— Start of AVAILABLE DATA —

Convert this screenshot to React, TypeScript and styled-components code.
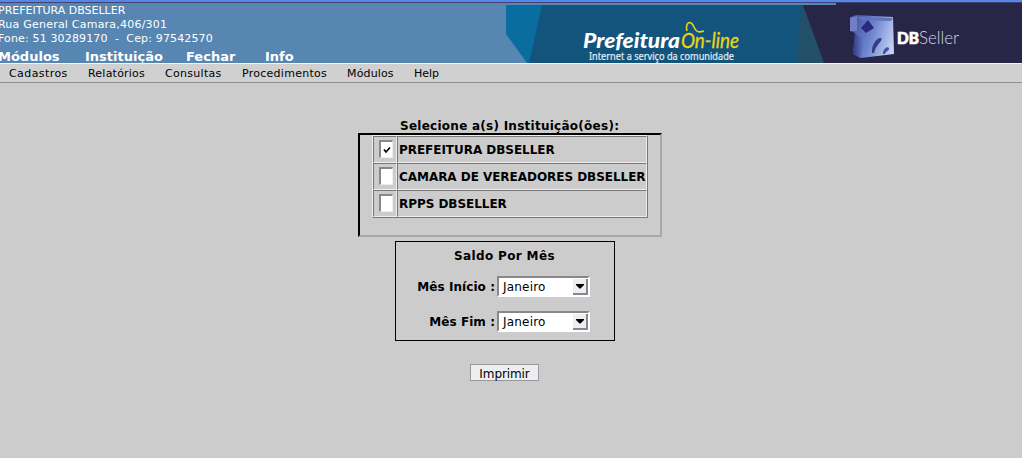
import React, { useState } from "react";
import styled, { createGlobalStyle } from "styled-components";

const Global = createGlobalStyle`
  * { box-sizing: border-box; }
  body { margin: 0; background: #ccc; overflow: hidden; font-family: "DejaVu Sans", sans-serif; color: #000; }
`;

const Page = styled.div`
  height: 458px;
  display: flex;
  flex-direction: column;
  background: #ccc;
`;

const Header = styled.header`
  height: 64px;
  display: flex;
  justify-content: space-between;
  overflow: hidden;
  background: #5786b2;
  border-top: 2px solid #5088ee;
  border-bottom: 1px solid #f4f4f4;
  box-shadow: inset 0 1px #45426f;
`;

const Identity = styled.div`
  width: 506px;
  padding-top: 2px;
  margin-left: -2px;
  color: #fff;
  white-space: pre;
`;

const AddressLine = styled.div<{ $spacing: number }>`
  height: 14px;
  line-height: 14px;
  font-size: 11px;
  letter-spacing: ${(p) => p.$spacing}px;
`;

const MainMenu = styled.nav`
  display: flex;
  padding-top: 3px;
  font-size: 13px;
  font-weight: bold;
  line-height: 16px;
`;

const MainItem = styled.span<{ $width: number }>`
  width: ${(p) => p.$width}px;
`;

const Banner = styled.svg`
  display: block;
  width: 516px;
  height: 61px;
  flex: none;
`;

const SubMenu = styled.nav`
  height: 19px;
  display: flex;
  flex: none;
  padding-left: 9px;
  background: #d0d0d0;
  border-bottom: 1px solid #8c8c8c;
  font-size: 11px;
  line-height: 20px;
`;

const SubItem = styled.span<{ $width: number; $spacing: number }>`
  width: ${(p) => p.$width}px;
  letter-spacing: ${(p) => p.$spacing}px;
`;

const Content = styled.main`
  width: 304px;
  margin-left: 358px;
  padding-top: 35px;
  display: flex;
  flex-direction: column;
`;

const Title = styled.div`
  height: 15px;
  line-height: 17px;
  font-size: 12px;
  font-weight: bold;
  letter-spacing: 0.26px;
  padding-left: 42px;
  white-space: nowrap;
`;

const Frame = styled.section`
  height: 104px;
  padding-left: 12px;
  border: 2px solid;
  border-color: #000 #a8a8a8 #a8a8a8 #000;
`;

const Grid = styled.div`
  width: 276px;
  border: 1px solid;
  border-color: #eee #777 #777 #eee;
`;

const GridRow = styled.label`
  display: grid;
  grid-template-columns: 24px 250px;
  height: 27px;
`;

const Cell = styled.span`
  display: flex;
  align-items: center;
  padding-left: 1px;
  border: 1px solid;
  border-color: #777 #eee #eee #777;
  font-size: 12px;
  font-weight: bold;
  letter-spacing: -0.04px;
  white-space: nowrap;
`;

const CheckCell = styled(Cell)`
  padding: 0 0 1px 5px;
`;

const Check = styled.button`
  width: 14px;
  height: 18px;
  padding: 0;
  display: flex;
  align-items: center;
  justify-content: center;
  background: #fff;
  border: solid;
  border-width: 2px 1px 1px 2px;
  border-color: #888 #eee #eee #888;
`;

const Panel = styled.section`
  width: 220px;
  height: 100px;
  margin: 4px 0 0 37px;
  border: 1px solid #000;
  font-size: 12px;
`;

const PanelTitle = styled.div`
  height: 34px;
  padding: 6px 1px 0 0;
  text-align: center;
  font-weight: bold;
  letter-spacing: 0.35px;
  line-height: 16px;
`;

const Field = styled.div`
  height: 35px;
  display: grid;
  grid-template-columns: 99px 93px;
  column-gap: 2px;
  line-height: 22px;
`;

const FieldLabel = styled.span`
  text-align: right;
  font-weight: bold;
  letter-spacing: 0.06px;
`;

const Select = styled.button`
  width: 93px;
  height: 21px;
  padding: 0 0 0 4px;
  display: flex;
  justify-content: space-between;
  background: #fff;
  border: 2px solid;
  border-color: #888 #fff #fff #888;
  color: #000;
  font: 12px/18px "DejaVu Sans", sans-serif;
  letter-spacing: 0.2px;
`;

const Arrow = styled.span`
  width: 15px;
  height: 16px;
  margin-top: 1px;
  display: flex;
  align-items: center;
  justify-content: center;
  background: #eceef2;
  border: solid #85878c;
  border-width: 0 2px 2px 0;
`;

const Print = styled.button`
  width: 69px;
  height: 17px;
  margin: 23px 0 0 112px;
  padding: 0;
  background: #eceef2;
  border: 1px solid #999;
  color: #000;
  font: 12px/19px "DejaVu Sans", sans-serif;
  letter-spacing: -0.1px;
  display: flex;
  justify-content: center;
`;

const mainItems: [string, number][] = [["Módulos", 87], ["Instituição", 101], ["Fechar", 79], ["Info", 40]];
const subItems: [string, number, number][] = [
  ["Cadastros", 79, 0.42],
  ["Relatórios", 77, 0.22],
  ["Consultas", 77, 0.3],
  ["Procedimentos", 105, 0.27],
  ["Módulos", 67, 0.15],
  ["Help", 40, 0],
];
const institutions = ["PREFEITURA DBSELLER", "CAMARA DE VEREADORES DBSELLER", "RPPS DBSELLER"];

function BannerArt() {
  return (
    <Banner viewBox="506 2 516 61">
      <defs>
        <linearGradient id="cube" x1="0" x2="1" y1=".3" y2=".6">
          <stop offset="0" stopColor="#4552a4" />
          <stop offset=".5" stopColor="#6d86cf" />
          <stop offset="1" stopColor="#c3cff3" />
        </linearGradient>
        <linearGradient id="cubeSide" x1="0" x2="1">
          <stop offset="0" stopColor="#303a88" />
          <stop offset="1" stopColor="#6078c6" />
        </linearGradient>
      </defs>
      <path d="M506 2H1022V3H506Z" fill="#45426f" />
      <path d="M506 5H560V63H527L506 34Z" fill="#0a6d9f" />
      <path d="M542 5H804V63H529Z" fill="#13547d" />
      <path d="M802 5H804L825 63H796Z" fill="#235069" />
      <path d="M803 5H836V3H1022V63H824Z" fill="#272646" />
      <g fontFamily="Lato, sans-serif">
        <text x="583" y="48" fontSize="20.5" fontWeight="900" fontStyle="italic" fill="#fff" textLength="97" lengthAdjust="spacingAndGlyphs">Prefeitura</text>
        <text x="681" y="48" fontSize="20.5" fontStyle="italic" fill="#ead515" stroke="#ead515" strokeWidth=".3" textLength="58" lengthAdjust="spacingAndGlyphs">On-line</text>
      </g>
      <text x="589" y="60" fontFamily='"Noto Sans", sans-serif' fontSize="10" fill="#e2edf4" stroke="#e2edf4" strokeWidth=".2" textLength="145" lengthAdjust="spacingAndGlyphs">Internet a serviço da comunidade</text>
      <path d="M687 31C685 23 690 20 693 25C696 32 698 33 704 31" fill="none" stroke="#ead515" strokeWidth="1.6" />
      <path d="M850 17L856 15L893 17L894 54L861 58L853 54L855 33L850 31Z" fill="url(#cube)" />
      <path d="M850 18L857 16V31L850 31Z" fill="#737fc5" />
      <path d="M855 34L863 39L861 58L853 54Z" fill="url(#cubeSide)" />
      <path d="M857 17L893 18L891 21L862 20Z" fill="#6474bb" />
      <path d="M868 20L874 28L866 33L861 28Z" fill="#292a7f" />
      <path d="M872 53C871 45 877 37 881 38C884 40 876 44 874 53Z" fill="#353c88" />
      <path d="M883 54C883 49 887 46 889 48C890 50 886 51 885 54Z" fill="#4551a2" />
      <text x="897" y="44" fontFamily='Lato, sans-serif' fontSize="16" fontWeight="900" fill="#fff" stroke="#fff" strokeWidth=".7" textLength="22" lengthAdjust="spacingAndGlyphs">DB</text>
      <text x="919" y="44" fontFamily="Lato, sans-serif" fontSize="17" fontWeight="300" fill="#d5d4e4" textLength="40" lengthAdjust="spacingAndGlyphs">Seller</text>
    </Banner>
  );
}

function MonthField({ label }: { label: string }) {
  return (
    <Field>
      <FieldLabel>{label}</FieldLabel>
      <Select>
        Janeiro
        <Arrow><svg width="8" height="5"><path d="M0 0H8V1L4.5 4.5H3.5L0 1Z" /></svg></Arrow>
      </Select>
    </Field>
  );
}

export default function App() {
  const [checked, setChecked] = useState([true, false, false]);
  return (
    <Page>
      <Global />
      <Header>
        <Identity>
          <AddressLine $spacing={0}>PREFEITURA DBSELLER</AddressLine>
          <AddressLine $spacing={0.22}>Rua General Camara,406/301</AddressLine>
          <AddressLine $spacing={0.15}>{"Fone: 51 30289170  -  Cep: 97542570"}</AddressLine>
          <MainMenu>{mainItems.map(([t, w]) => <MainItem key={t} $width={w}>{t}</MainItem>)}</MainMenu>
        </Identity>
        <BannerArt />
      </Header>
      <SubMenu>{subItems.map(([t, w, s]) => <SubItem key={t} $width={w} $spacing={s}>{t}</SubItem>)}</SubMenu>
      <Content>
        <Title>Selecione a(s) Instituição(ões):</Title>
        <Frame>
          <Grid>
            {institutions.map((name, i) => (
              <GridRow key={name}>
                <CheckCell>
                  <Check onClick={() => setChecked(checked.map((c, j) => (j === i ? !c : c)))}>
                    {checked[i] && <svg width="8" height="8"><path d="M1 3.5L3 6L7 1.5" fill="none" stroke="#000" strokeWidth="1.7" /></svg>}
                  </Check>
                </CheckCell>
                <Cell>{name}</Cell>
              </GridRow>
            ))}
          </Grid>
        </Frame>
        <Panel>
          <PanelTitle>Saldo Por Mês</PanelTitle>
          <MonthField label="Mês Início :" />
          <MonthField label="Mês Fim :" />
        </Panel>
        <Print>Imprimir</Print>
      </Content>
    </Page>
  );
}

— End of AVAILABLE DATA —

→ PROBLEM TO SOLVE: Show each line of the data that contains the string "components".

→ FINAL RESULT:
Convert this screenshot to React, TypeScript and styled-components code.
import styled, { createGlobalStyle } from "styled-components";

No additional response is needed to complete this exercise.